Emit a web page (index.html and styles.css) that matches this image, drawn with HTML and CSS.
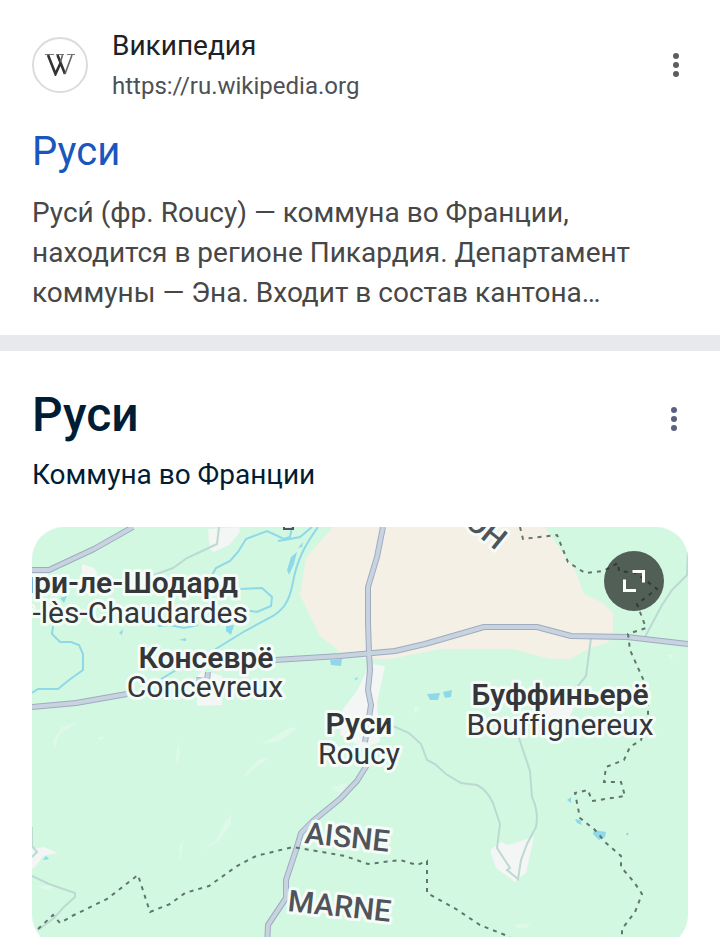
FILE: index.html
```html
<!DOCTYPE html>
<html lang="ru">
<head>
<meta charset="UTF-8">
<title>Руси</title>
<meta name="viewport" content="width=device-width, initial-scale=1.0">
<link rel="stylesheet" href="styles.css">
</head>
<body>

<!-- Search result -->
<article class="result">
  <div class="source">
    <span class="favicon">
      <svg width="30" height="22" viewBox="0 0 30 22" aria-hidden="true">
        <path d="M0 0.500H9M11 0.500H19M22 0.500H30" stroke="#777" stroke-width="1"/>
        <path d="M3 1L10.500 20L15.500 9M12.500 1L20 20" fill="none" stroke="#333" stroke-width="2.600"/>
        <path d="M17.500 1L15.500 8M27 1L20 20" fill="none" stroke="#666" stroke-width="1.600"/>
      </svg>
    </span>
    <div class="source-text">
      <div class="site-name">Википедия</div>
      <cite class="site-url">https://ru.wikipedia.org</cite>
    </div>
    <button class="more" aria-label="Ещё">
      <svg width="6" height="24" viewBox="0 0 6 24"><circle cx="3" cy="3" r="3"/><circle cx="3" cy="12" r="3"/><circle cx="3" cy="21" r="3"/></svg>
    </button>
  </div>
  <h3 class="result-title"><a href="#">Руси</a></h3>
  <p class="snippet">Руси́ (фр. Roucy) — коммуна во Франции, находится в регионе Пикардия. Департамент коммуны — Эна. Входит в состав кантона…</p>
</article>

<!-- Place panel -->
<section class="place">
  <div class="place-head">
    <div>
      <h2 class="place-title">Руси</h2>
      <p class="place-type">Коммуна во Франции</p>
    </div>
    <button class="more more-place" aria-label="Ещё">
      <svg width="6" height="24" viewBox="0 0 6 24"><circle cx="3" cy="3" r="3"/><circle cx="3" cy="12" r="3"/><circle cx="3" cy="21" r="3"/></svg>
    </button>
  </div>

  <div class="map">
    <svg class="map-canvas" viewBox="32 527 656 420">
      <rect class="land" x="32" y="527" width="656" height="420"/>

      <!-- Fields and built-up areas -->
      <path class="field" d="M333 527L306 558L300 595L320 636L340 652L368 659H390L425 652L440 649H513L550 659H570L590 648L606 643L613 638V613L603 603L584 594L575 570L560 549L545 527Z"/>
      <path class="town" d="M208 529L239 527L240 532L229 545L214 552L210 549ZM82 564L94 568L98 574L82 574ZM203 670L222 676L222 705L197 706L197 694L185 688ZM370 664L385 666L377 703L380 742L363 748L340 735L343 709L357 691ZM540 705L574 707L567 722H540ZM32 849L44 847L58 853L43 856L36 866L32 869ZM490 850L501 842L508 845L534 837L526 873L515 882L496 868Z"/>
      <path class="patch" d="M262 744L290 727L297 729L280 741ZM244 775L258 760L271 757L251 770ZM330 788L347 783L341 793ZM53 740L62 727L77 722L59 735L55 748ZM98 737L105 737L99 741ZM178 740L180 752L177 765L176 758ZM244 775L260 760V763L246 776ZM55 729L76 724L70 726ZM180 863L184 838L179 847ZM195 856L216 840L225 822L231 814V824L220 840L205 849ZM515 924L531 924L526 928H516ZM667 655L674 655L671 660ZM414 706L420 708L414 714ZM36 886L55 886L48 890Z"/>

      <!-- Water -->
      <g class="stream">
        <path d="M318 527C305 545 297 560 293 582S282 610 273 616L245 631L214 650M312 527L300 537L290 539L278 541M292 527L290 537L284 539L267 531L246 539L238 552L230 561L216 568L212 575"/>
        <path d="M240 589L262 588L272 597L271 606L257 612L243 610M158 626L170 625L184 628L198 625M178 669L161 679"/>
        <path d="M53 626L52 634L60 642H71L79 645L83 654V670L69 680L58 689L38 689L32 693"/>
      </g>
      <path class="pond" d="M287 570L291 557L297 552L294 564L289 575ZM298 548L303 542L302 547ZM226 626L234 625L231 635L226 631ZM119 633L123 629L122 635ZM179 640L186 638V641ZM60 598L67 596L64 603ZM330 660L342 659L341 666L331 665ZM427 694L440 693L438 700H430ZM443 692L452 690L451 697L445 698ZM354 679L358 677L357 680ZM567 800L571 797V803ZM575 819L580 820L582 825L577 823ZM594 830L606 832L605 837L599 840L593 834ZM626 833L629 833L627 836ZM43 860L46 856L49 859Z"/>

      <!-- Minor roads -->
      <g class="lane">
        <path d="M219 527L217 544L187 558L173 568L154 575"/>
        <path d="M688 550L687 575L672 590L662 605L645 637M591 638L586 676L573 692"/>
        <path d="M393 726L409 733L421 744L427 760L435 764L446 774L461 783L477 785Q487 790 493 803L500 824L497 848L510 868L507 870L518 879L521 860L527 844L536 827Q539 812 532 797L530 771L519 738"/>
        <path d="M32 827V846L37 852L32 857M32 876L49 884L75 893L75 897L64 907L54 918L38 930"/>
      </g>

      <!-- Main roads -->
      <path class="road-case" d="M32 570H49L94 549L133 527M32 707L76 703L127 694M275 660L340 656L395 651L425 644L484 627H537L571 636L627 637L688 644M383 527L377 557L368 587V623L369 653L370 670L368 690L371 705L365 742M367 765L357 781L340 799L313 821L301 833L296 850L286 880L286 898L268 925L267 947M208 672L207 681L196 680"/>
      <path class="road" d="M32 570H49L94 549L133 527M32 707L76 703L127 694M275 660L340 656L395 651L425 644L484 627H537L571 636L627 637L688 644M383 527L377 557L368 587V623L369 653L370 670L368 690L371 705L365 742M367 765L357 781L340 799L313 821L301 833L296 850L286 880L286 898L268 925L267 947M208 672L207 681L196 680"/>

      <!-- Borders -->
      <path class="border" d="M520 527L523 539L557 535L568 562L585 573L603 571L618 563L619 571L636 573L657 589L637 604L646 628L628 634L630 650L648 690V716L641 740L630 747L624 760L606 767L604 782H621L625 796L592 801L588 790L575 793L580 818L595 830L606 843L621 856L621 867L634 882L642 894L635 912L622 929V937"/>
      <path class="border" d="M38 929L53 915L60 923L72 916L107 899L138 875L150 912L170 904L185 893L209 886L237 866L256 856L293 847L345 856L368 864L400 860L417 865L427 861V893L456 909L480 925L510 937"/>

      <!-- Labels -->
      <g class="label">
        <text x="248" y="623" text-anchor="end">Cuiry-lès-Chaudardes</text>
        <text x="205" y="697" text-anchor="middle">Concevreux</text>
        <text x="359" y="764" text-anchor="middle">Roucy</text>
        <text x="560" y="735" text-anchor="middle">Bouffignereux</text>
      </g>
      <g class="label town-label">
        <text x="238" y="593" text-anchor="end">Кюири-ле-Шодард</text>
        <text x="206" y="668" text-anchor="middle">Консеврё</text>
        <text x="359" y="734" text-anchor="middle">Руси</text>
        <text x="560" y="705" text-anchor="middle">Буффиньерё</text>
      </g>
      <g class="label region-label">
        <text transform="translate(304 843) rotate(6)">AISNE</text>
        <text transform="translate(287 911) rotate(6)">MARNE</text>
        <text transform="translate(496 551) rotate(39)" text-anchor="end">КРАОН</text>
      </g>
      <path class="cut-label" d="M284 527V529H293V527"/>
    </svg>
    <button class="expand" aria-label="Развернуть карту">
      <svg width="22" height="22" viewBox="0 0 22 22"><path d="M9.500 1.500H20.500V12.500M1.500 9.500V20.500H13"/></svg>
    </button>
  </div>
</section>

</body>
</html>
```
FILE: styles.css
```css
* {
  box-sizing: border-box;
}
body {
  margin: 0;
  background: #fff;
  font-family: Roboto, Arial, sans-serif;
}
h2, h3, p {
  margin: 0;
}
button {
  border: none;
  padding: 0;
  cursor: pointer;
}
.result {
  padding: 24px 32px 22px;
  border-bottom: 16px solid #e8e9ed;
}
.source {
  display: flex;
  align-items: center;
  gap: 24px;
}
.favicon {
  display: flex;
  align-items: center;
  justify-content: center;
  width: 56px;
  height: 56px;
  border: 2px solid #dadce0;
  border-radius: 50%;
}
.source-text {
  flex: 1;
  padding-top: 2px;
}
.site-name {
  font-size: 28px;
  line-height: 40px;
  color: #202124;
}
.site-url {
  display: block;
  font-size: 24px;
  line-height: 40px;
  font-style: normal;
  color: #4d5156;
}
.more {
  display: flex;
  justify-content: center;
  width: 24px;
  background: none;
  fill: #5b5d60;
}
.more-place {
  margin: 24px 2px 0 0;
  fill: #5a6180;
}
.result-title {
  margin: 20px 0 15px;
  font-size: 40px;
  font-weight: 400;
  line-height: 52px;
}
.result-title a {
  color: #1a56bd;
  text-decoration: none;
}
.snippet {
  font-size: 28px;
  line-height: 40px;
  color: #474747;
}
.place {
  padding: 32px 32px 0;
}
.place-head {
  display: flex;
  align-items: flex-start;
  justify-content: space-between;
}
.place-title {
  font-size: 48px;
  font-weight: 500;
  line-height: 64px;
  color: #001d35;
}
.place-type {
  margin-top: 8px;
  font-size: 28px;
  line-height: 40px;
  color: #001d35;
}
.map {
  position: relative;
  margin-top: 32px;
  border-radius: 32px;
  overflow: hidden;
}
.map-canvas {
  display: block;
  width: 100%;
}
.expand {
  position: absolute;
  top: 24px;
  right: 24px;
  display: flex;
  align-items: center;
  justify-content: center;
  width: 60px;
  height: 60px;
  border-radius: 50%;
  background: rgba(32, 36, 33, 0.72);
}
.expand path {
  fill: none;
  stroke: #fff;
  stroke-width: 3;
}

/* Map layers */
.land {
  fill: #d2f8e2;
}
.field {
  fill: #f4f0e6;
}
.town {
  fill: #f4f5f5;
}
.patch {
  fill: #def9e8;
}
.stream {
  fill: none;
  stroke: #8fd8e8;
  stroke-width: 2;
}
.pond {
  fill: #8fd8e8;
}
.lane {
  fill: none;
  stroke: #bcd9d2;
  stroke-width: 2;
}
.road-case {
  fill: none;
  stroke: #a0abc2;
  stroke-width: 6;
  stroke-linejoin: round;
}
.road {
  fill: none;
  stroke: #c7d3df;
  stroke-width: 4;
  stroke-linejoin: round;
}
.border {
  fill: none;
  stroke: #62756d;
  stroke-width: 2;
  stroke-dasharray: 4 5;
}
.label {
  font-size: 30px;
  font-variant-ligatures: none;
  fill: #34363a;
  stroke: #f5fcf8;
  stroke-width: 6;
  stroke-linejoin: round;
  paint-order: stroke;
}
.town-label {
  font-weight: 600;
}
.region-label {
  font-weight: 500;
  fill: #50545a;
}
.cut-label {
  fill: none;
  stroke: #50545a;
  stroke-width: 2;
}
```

--- --- ---

**DESCRIPTION OF THE TASK:** Pick out each line above that includes "styles" and show it.

**WRITTEN ANSWER:**
Emit a web page (index.html and styles.css) that matches this image, drawn with HTML and CSS.
<link rel="stylesheet" href="styles.css">
FILE: styles.css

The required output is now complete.